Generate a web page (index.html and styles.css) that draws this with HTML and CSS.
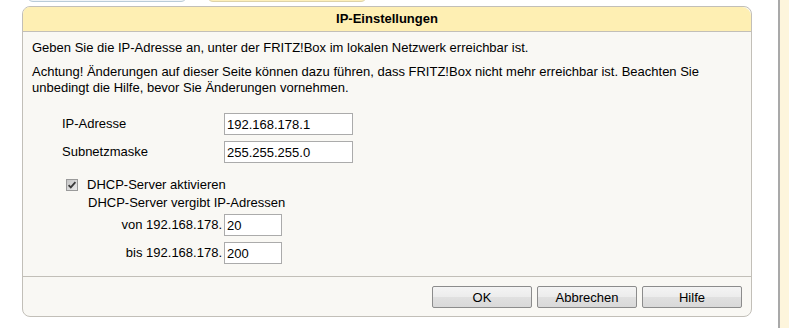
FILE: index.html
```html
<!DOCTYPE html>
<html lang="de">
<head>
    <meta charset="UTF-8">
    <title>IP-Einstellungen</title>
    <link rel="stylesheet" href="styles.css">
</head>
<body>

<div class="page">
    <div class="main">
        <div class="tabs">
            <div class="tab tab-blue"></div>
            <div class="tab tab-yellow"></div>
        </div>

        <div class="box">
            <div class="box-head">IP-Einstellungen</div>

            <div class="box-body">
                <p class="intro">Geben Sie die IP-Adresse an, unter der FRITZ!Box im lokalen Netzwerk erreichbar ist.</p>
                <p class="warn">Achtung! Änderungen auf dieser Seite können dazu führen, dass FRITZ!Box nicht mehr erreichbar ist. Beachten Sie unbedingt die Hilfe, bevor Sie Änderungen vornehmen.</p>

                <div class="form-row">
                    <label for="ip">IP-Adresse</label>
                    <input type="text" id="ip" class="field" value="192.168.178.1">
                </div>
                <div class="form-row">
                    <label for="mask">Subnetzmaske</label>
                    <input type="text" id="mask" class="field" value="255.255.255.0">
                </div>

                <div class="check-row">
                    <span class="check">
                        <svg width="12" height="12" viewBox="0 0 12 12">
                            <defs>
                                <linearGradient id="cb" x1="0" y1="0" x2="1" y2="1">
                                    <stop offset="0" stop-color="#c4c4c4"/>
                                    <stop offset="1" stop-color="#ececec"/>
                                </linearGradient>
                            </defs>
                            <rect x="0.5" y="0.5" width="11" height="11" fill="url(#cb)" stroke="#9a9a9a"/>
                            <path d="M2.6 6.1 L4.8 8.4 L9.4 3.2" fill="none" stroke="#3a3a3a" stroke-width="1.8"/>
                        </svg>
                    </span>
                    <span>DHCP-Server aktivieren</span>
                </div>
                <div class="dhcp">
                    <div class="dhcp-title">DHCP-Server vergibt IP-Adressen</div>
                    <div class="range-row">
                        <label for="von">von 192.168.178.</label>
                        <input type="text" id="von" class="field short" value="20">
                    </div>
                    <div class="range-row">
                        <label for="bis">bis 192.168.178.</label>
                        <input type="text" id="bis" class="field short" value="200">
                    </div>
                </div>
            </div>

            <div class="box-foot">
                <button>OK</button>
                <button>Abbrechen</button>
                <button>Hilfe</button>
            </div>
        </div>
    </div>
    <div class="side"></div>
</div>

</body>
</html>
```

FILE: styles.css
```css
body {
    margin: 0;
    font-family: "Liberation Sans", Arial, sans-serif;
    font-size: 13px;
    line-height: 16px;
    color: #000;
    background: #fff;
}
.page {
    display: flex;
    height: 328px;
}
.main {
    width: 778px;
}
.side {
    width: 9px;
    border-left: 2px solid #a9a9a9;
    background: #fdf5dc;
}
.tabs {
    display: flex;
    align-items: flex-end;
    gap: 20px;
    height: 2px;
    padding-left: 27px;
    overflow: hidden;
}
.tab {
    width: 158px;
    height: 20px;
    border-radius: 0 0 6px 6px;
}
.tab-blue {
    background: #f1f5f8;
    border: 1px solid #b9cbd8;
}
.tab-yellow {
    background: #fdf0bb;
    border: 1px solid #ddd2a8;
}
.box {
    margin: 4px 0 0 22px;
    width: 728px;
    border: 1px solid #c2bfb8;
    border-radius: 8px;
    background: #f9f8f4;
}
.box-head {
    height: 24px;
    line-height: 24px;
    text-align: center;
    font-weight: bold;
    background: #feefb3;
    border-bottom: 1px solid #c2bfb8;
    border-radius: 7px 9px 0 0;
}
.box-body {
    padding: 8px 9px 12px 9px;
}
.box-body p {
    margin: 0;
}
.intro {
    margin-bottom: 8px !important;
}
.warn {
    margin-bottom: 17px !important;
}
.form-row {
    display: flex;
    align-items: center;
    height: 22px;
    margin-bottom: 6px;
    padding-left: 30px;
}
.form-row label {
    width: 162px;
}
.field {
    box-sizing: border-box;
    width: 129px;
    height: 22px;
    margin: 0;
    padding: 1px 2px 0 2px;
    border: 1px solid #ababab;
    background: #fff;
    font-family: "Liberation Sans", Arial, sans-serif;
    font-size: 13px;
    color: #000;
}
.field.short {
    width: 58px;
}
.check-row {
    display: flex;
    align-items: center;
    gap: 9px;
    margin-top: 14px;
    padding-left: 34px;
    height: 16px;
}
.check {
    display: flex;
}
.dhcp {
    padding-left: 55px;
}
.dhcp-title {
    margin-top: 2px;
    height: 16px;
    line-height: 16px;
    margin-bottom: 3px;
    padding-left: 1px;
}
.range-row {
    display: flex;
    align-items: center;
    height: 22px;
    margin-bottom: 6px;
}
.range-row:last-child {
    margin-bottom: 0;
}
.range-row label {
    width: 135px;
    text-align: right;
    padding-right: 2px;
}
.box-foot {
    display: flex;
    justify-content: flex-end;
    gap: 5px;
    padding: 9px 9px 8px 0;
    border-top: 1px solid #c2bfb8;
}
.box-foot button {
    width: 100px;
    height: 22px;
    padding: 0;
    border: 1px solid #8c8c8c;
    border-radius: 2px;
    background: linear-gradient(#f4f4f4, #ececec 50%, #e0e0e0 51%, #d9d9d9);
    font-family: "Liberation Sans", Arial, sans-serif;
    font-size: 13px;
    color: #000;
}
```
*-*-*
:: Set problem ::
Quote the preceding listing precisely and completely, omitting its images.

:: Answer for this exercise ::
Generate a web page (index.html and styles.css) that draws this with HTML and CSS.
FILE: index.html
```html
<!DOCTYPE html>
<html lang="de">
<head>
    <meta charset="UTF-8">
    <title>IP-Einstellungen</title>
    <link rel="stylesheet" href="styles.css">
</head>
<body>

<div class="page">
    <div class="main">
        <div class="tabs">
            <div class="tab tab-blue"></div>
            <div class="tab tab-yellow"></div>
        </div>

        <div class="box">
            <div class="box-head">IP-Einstellungen</div>

            <div class="box-body">
                <p class="intro">Geben Sie die IP-Adresse an, unter der FRITZ!Box im lokalen Netzwerk erreichbar ist.</p>
                <p class="warn">Achtung! Änderungen auf dieser Seite können dazu führen, dass FRITZ!Box nicht mehr erreichbar ist. Beachten Sie unbedingt die Hilfe, bevor Sie Änderungen vornehmen.</p>

                <div class="form-row">
                    <label for="ip">IP-Adresse</label>
                    <input type="text" id="ip" class="field" value="192.168.178.1">
                </div>
                <div class="form-row">
                    <label for="mask">Subnetzmaske</label>
                    <input type="text" id="mask" class="field" value="255.255.255.0">
                </div>

                <div class="check-row">
                    <span class="check">
                        <svg width="12" height="12" viewBox="0 0 12 12">
                            <defs>
                                <linearGradient id="cb" x1="0" y1="0" x2="1" y2="1">
                                    <stop offset="0" stop-color="#c4c4c4"/>
                                    <stop offset="1" stop-color="#ececec"/>
                                </linearGradient>
                            </defs>
                            <rect x="0.5" y="0.5" width="11" height="11" fill="url(#cb)" stroke="#9a9a9a"/>
                            <path d="M2.6 6.1 L4.8 8.4 L9.4 3.2" fill="none" stroke="#3a3a3a" stroke-width="1.8"/>
                        </svg>
                    </span>
                    <span>DHCP-Server aktivieren</span>
                </div>
                <div class="dhcp">
                    <div class="dhcp-title">DHCP-Server vergibt IP-Adressen</div>
                    <div class="range-row">
                        <label for="von">von 192.168.178.</label>
                        <input type="text" id="von" class="field short" value="20">
                    </div>
                    <div class="range-row">
                        <label for="bis">bis 192.168.178.</label>
                        <input type="text" id="bis" class="field short" value="200">
                    </div>
                </div>
            </div>

            <div class="box-foot">
                <button>OK</button>
                <button>Abbrechen</button>
                <button>Hilfe</button>
            </div>
        </div>
    </div>
    <div class="side"></div>
</div>

</body>
</html>
```

FILE: styles.css
```css
body {
    margin: 0;
    font-family: "Liberation Sans", Arial, sans-serif;
    font-size: 13px;
    line-height: 16px;
    color: #000;
    background: #fff;
}
.page {
    display: flex;
    height: 328px;
}
.main {
    width: 778px;
}
.side {
    width: 9px;
    border-left: 2px solid #a9a9a9;
    background: #fdf5dc;
}
.tabs {
    display: flex;
    align-items: flex-end;
    gap: 20px;
    height: 2px;
    padding-left: 27px;
    overflow: hidden;
}
.tab {
    width: 158px;
    height: 20px;
    border-radius: 0 0 6px 6px;
}
.tab-blue {
    background: #f1f5f8;
    border: 1px solid #b9cbd8;
}
.tab-yellow {
    background: #fdf0bb;
    border: 1px solid #ddd2a8;
}
.box {
    margin: 4px 0 0 22px;
    width: 728px;
    border: 1px solid #c2bfb8;
    border-radius: 8px;
    background: #f9f8f4;
}
.box-head {
    height: 24px;
    line-height: 24px;
    text-align: center;
    font-weight: bold;
    background: #feefb3;
    border-bottom: 1px solid #c2bfb8;
    border-radius: 7px 9px 0 0;
}
.box-body {
    padding: 8px 9px 12px 9px;
}
.box-body p {
    margin: 0;
}
.intro {
    margin-bottom: 8px !important;
}
.warn {
    margin-bottom: 17px !important;
}
.form-row {
    display: flex;
    align-items: center;
    height: 22px;
    margin-bottom: 6px;
    padding-left: 30px;
}
.form-row label {
    width: 162px;
}
.field {
    box-sizing: border-box;
    width: 129px;
    height: 22px;
    margin: 0;
    padding: 1px 2px 0 2px;
    border: 1px solid #ababab;
    background: #fff;
    font-family: "Liberation Sans", Arial, sans-serif;
    font-size: 13px;
    color: #000;
}
.field.short {
    width: 58px;
}
.check-row {
    display: flex;
    align-items: center;
    gap: 9px;
    margin-top: 14px;
    padding-left: 34px;
    height: 16px;
}
.check {
    display: flex;
}
.dhcp {
    padding-left: 55px;
}
.dhcp-title {
    margin-top: 2px;
    height: 16px;
    line-height: 16px;
    margin-bottom: 3px;
    padding-left: 1px;
}
.range-row {
    display: flex;
    align-items: center;
    height: 22px;
    margin-bottom: 6px;
}
.range-row:last-child {
    margin-bottom: 0;
}
.range-row label {
    width: 135px;
    text-align: right;
    padding-right: 2px;
}
.box-foot {
    display: flex;
    justify-content: flex-end;
    gap: 5px;
    padding: 9px 9px 8px 0;
    border-top: 1px solid #c2bfb8;
}
.box-foot button {
    width: 100px;
    height: 22px;
    padding: 0;
    border: 1px solid #8c8c8c;
    border-radius: 2px;
    background: linear-gradient(#f4f4f4, #ececec 50%, #e0e0e0 51%, #d9d9d9);
    font-family: "Liberation Sans", Arial, sans-serif;
    font-size: 13px;
    color: #000;
}
```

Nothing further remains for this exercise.